Randgold, which mines gold in Mali, Congo, and the Ivory Coast, said profit during 2012 had improved 16% to $511 million after production advanced 14% to 794,844 ounces. Gold sales during the year gained 17% to $1.3 billion.
The miner also confirmed that its balance sheet carried cash and gold amounting to $403 million at the year-end, even with capital expenditure during 2012 coming to $563 million.
Mark Bristow, Randgold's chief executive, said: "It's been a particularly eventful year, but the team once again rose to the challenges. Not only did we achieve very creditable results for 2012, but we start 2013 in good shape and with a renewed focus on growing our production and managing our costs."

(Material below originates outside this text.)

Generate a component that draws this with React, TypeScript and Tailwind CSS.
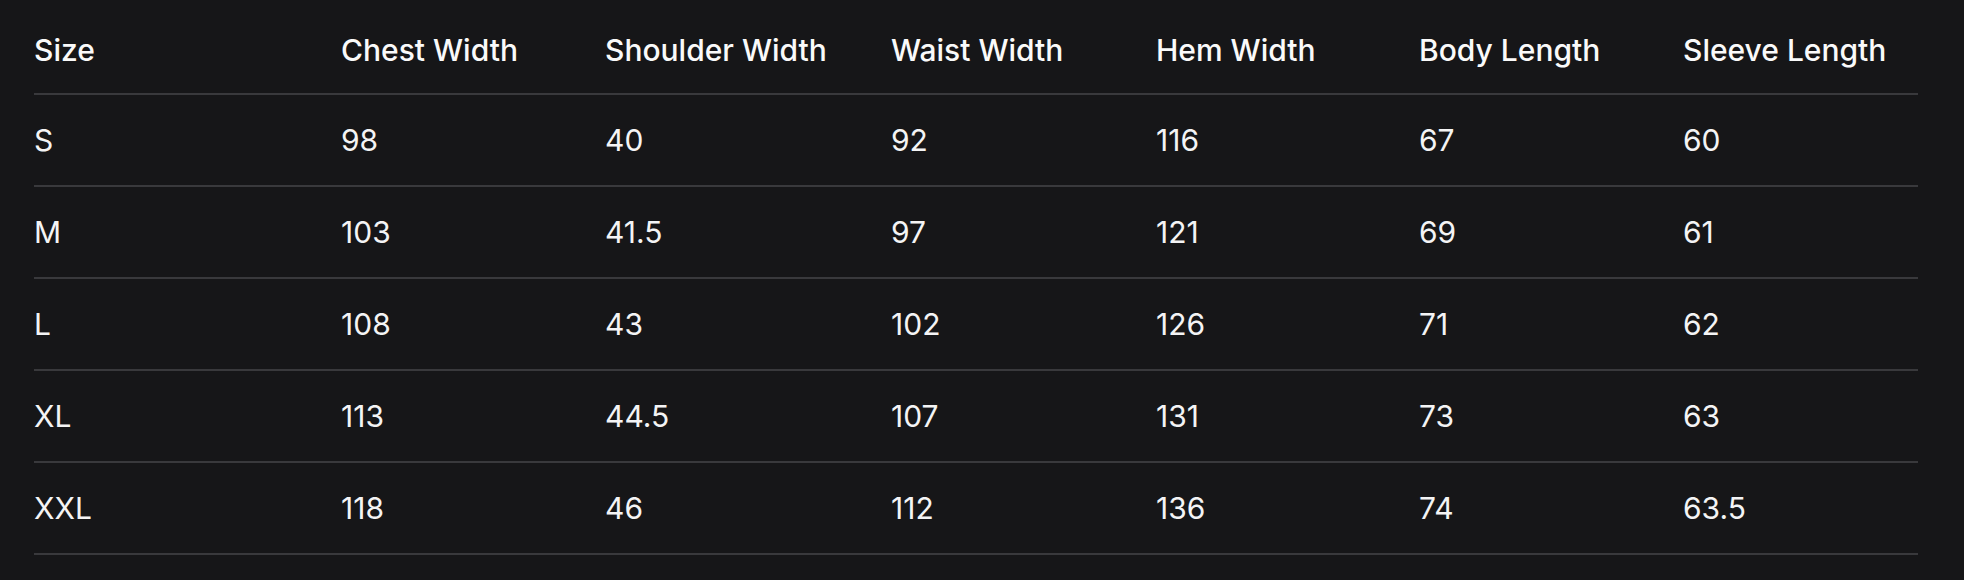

The "eventful year" included frequent power cuts -- and a fire -- at the group's Ivory Coast mine, as well as a military coup in Mali. Still, long-term Randgold investors may not be too worried about last year's challenges. During the last 10 years, investors have seen profit jump sevenfold and the share price -- following various gold discoveries -- soar more than 20-fold.
With a present market cap of 5.6 billion pounds, Randgold is valued at 17 times today's profit figure and yields a tiny 0.5%. Clearly, a lot of Randgold's current valuation is based on the amount of gold the company believes it can mine in the future.